-- PROVIDED DATA start --

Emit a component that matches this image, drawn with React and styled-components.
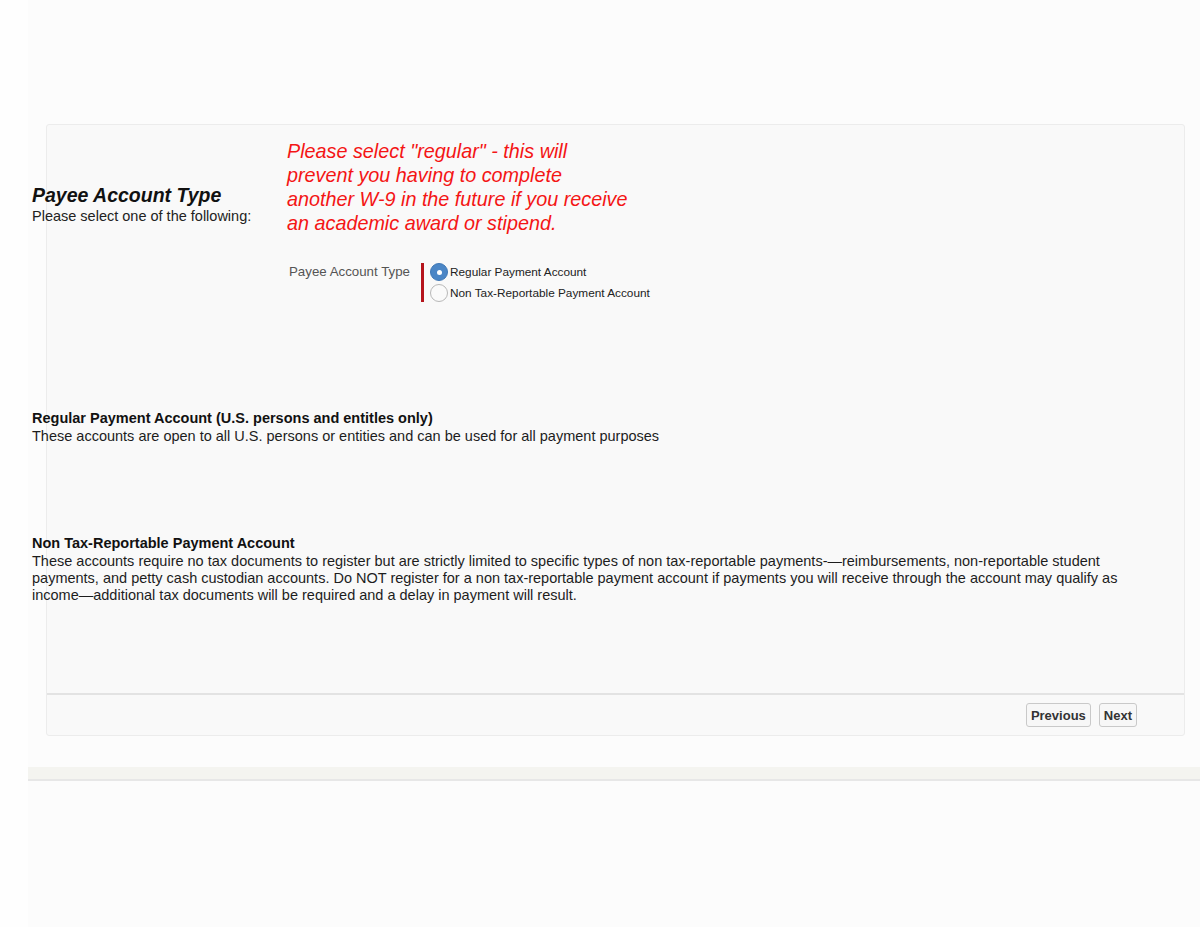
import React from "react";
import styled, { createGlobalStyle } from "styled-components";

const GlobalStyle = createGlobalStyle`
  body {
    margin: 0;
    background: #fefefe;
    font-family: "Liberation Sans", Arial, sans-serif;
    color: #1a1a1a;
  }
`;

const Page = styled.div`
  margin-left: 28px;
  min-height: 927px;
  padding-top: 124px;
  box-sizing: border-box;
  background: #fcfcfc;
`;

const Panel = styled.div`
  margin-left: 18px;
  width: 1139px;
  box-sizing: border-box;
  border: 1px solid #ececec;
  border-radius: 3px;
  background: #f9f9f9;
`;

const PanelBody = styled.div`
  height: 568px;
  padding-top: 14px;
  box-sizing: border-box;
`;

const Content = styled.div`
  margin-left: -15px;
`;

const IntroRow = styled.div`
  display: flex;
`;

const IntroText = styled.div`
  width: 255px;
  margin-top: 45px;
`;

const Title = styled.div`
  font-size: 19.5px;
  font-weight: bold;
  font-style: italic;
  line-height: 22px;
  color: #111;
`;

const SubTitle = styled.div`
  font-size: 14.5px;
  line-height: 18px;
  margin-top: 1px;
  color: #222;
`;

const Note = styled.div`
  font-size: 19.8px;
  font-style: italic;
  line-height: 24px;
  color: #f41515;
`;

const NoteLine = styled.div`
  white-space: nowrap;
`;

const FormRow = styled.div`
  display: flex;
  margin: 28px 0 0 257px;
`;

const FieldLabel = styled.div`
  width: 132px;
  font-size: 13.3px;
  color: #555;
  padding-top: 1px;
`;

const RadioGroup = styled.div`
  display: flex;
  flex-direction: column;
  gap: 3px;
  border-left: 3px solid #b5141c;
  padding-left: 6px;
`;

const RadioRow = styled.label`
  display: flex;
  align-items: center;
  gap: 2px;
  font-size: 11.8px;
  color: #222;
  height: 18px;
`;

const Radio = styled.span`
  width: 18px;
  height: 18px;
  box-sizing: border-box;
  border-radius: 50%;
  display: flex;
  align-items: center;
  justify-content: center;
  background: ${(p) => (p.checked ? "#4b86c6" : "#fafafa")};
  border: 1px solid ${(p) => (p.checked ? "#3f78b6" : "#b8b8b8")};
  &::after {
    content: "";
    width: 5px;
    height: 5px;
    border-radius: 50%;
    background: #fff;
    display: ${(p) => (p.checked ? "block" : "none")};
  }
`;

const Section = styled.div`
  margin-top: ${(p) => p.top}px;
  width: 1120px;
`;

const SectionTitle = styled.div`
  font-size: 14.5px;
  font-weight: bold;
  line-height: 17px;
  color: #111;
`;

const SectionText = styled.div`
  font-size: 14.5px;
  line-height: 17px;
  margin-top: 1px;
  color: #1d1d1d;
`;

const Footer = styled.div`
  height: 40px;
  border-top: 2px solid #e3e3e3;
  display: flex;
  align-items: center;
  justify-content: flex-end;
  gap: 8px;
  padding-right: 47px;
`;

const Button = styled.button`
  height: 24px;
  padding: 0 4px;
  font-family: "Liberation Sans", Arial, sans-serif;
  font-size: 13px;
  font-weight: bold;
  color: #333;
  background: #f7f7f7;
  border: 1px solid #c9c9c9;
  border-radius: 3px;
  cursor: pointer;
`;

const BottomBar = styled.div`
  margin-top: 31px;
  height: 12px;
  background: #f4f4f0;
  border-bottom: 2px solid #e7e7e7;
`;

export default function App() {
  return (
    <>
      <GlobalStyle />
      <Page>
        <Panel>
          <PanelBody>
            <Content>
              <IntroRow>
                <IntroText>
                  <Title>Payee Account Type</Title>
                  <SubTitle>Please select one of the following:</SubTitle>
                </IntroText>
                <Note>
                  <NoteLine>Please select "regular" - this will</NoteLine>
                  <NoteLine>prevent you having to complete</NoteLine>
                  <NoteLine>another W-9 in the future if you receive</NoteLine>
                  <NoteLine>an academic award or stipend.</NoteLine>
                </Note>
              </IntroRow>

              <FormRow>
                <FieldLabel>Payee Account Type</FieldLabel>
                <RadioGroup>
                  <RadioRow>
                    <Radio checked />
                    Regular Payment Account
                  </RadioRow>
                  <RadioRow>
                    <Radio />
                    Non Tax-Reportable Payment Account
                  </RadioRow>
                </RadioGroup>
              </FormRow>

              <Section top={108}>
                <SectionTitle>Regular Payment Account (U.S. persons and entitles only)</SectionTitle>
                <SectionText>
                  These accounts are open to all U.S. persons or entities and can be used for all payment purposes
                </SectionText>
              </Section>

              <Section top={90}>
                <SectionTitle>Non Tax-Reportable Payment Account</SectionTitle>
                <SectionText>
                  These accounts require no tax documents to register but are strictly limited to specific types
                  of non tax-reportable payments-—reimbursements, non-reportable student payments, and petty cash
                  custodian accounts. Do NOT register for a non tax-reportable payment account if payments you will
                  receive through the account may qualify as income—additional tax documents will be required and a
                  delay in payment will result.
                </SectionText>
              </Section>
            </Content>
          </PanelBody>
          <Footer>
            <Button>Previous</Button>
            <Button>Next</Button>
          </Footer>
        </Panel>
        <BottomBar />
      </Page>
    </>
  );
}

-- PROVIDED DATA end --

_EXERCISE DETAILS:_ Repeat the data above exactly, but not the pictures.

_RESPONSE:_
Emit a component that matches this image, drawn with React and styled-components.
import React from "react";
import styled, { createGlobalStyle } from "styled-components";

const GlobalStyle = createGlobalStyle`
  body {
    margin: 0;
    background: #fefefe;
    font-family: "Liberation Sans", Arial, sans-serif;
    color: #1a1a1a;
  }
`;

const Page = styled.div`
  margin-left: 28px;
  min-height: 927px;
  padding-top: 124px;
  box-sizing: border-box;
  background: #fcfcfc;
`;

const Panel = styled.div`
  margin-left: 18px;
  width: 1139px;
  box-sizing: border-box;
  border: 1px solid #ececec;
  border-radius: 3px;
  background: #f9f9f9;
`;

const PanelBody = styled.div`
  height: 568px;
  padding-top: 14px;
  box-sizing: border-box;
`;

const Content = styled.div`
  margin-left: -15px;
`;

const IntroRow = styled.div`
  display: flex;
`;

const IntroText = styled.div`
  width: 255px;
  margin-top: 45px;
`;

const Title = styled.div`
  font-size: 19.5px;
  font-weight: bold;
  font-style: italic;
  line-height: 22px;
  color: #111;
`;

const SubTitle = styled.div`
  font-size: 14.5px;
  line-height: 18px;
  margin-top: 1px;
  color: #222;
`;

const Note = styled.div`
  font-size: 19.8px;
  font-style: italic;
  line-height: 24px;
  color: #f41515;
`;

const NoteLine = styled.div`
  white-space: nowrap;
`;

const FormRow = styled.div`
  display: flex;
  margin: 28px 0 0 257px;
`;

const FieldLabel = styled.div`
  width: 132px;
  font-size: 13.3px;
  color: #555;
  padding-top: 1px;
`;

const RadioGroup = styled.div`
  display: flex;
  flex-direction: column;
  gap: 3px;
  border-left: 3px solid #b5141c;
  padding-left: 6px;
`;

const RadioRow = styled.label`
  display: flex;
  align-items: center;
  gap: 2px;
  font-size: 11.8px;
  color: #222;
  height: 18px;
`;

const Radio = styled.span`
  width: 18px;
  height: 18px;
  box-sizing: border-box;
  border-radius: 50%;
  display: flex;
  align-items: center;
  justify-content: center;
  background: ${(p) => (p.checked ? "#4b86c6" : "#fafafa")};
  border: 1px solid ${(p) => (p.checked ? "#3f78b6" : "#b8b8b8")};
  &::after {
    content: "";
    width: 5px;
    height: 5px;
    border-radius: 50%;
    background: #fff;
    display: ${(p) => (p.checked ? "block" : "none")};
  }
`;

const Section = styled.div`
  margin-top: ${(p) => p.top}px;
  width: 1120px;
`;

const SectionTitle = styled.div`
  font-size: 14.5px;
  font-weight: bold;
  line-height: 17px;
  color: #111;
`;

const SectionText = styled.div`
  font-size: 14.5px;
  line-height: 17px;
  margin-top: 1px;
  color: #1d1d1d;
`;

const Footer = styled.div`
  height: 40px;
  border-top: 2px solid #e3e3e3;
  display: flex;
  align-items: center;
  justify-content: flex-end;
  gap: 8px;
  padding-right: 47px;
`;

const Button = styled.button`
  height: 24px;
  padding: 0 4px;
  font-family: "Liberation Sans", Arial, sans-serif;
  font-size: 13px;
  font-weight: bold;
  color: #333;
  background: #f7f7f7;
  border: 1px solid #c9c9c9;
  border-radius: 3px;
  cursor: pointer;
`;

const BottomBar = styled.div`
  margin-top: 31px;
  height: 12px;
  background: #f4f4f0;
  border-bottom: 2px solid #e7e7e7;
`;

export default function App() {
  return (
    <>
      <GlobalStyle />
      <Page>
        <Panel>
          <PanelBody>
            <Content>
              <IntroRow>
                <IntroText>
                  <Title>Payee Account Type</Title>
                  <SubTitle>Please select one of the following:</SubTitle>
                </IntroText>
                <Note>
                  <NoteLine>Please select "regular" - this will</NoteLine>
                  <NoteLine>prevent you having to complete</NoteLine>
                  <NoteLine>another W-9 in the future if you receive</NoteLine>
                  <NoteLine>an academic award or stipend.</NoteLine>
                </Note>
              </IntroRow>

              <FormRow>
                <FieldLabel>Payee Account Type</FieldLabel>
                <RadioGroup>
                  <RadioRow>
                    <Radio checked />
                    Regular Payment Account
                  </RadioRow>
                  <RadioRow>
                    <Radio />
                    Non Tax-Reportable Payment Account
                  </RadioRow>
                </RadioGroup>
              </FormRow>

              <Section top={108}>
                <SectionTitle>Regular Payment Account (U.S. persons and entitles only)</SectionTitle>
                <SectionText>
                  These accounts are open to all U.S. persons or entities and can be used for all payment purposes
                </SectionText>
              </Section>

              <Section top={90}>
                <SectionTitle>Non Tax-Reportable Payment Account</SectionTitle>
                <SectionText>
                  These accounts require no tax documents to register but are strictly limited to specific types
                  of non tax-reportable payments-—reimbursements, non-reportable student payments, and petty cash
                  custodian accounts. Do NOT register for a non tax-reportable payment account if payments you will
                  receive through the account may qualify as income—additional tax documents will be required and a
                  delay in payment will result.
                </SectionText>
              </Section>
            </Content>
          </PanelBody>
          <Footer>
            <Button>Previous</Button>
            <Button>Next</Button>
          </Footer>
        </Panel>
        <BottomBar />
      </Page>
    </>
  );
}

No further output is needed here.